--- EXTRACTED INFORMATION ---
* BEGIN *
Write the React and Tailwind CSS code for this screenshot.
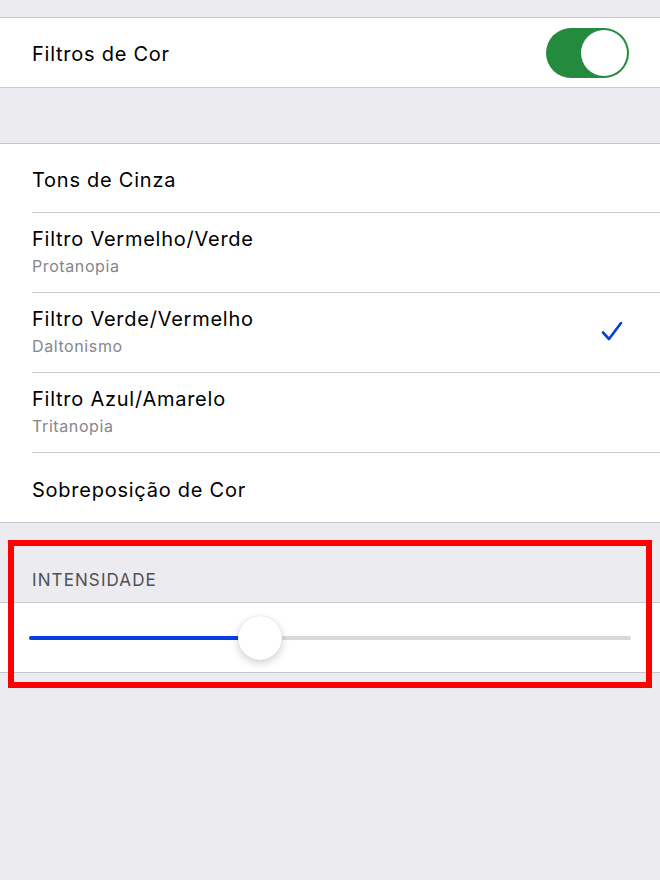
* END *
* BEGIN *
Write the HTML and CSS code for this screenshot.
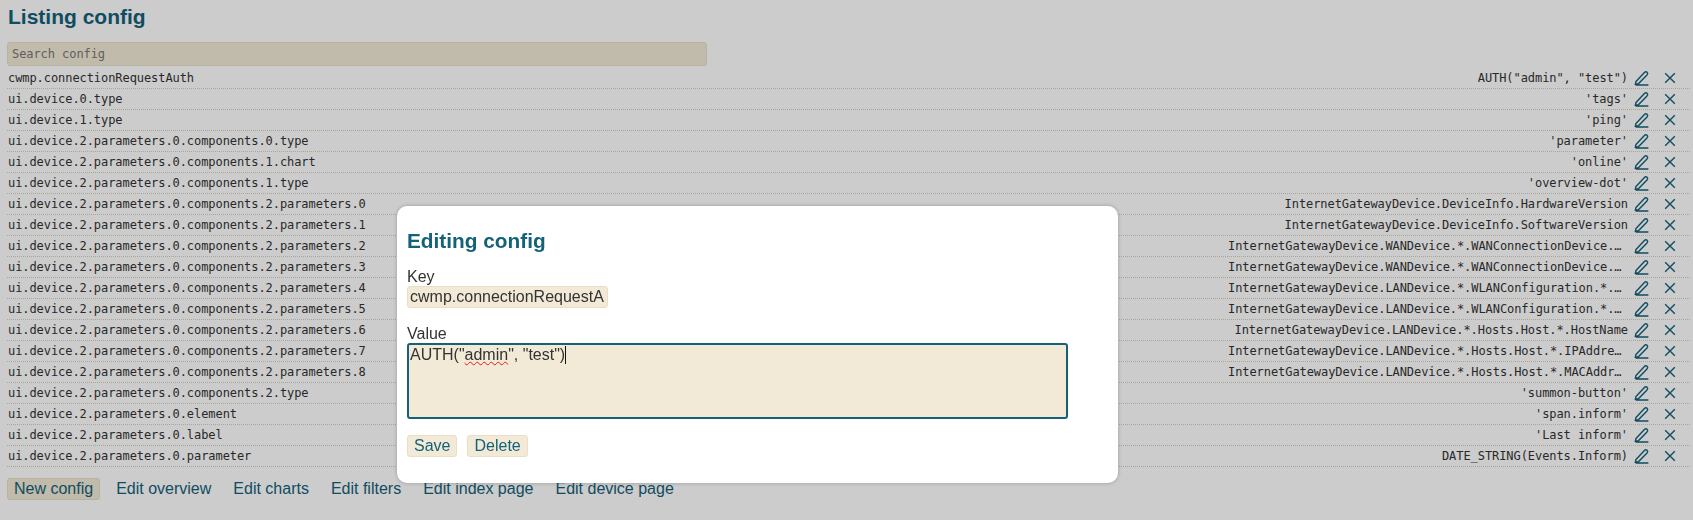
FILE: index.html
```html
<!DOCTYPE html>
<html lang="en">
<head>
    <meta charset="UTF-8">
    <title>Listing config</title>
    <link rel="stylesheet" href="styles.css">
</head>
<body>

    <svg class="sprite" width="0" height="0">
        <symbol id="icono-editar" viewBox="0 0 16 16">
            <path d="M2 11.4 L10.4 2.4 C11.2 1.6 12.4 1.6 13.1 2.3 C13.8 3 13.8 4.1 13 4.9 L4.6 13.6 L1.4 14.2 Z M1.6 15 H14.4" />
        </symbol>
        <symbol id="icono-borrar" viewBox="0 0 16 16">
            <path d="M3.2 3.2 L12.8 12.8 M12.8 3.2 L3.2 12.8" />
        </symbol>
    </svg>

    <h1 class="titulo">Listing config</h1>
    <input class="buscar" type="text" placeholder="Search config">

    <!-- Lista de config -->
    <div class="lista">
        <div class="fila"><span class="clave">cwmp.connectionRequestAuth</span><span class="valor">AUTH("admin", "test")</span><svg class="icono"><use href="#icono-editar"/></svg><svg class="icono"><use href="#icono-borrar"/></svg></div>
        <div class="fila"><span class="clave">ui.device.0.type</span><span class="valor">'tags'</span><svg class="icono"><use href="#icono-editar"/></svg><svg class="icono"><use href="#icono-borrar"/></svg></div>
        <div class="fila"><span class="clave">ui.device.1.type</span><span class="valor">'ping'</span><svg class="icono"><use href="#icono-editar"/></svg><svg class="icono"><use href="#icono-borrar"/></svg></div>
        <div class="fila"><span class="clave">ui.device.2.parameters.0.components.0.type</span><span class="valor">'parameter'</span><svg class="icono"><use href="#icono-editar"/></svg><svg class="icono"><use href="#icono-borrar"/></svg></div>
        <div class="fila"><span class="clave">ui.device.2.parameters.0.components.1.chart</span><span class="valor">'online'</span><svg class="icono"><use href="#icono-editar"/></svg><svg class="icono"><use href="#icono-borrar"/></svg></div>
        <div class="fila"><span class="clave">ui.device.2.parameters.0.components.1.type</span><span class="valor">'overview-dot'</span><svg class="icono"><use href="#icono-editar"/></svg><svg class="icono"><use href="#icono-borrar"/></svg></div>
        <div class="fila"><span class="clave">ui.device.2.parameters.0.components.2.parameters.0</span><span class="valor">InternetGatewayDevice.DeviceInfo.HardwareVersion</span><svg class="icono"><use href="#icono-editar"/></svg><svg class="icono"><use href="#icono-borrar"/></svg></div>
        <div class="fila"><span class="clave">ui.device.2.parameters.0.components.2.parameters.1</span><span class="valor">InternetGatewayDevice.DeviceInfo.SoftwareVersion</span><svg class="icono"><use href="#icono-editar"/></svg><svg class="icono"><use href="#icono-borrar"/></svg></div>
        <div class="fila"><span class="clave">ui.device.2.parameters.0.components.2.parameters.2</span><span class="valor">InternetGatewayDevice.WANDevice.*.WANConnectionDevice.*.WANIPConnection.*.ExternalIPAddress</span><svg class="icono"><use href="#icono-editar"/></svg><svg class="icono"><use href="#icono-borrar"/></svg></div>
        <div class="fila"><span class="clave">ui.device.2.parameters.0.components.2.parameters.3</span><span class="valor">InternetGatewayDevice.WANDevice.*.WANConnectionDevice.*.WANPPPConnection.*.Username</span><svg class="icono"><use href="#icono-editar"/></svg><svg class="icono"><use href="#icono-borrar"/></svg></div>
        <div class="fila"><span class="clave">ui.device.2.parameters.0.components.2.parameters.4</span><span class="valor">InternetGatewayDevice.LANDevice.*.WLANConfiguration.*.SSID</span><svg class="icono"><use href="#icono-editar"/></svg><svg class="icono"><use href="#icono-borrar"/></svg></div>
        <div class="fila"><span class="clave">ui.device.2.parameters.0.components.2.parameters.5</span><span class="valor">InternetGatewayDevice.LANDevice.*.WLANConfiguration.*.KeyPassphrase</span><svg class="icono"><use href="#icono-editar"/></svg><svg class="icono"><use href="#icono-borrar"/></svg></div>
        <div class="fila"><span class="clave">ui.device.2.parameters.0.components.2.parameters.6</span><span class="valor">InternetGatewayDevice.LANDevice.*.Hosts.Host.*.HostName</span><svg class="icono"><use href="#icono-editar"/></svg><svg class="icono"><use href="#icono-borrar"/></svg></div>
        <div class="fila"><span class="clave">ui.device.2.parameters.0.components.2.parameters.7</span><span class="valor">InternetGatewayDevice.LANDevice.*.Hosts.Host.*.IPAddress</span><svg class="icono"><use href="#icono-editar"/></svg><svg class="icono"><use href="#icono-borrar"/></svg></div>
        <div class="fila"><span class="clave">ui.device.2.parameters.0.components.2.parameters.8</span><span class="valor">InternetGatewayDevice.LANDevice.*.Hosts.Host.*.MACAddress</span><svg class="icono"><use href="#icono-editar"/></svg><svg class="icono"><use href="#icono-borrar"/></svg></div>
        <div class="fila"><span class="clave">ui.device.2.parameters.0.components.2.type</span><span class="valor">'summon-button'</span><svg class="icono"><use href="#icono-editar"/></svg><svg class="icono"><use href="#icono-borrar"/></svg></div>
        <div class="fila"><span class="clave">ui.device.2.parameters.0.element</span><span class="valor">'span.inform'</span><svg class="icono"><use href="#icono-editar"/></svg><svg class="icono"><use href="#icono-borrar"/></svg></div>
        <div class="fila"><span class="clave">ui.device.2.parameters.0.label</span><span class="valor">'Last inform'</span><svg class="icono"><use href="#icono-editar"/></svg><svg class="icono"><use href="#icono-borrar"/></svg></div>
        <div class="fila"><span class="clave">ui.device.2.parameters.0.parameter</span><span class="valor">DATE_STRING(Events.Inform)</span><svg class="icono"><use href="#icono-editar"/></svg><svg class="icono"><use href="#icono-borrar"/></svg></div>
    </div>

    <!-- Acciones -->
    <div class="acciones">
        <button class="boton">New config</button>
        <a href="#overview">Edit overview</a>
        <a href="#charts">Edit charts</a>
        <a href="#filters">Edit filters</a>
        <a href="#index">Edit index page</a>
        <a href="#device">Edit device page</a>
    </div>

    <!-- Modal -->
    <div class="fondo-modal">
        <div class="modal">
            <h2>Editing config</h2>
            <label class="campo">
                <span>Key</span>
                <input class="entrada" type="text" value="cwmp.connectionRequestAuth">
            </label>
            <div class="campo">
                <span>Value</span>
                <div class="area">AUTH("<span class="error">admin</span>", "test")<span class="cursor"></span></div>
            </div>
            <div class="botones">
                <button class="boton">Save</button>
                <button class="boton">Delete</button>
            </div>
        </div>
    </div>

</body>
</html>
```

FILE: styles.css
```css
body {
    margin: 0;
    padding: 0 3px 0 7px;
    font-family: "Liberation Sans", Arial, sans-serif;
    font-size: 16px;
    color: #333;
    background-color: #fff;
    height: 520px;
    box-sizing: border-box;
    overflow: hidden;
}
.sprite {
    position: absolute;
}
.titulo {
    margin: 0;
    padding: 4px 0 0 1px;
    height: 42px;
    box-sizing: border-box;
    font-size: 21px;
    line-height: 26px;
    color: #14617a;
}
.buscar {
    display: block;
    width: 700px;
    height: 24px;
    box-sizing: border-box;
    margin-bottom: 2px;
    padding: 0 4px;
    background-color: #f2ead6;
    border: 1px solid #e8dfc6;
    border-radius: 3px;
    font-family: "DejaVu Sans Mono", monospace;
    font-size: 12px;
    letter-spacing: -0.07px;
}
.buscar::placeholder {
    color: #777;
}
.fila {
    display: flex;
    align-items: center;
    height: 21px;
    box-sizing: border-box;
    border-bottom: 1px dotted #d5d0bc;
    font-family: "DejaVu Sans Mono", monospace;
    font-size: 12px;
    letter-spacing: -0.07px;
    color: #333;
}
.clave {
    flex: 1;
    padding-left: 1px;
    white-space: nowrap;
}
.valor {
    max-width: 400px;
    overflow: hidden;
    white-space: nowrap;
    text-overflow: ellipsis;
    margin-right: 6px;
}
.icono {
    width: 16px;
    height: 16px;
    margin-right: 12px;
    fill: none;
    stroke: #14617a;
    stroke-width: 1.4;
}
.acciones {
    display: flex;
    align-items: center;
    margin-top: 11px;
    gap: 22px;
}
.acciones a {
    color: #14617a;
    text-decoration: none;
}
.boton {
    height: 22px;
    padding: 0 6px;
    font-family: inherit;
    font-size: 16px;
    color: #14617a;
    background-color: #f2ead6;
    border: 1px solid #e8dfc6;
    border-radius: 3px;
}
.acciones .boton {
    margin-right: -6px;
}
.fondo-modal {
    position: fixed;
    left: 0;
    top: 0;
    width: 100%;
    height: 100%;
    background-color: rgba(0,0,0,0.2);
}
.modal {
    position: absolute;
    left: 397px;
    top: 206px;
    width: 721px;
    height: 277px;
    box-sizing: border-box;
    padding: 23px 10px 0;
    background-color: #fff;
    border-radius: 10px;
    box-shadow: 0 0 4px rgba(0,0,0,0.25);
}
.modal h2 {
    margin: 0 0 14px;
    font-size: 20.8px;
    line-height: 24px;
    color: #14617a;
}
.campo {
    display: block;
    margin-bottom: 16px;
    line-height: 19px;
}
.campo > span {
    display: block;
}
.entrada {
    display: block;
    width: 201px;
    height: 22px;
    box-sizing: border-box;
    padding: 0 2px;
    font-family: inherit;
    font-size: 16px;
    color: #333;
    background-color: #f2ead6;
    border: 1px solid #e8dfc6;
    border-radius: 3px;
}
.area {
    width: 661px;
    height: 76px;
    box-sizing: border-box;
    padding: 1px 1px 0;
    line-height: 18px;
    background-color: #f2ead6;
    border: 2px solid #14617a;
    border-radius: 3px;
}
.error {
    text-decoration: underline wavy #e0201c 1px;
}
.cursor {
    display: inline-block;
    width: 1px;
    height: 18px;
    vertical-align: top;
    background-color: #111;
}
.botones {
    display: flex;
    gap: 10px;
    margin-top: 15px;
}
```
* END *
Gather all lines of the records that include the word "this".

--- FINISHED TASK ---
Write the React and Tailwind CSS code for this screenshot.
Write the HTML and CSS code for this screenshot.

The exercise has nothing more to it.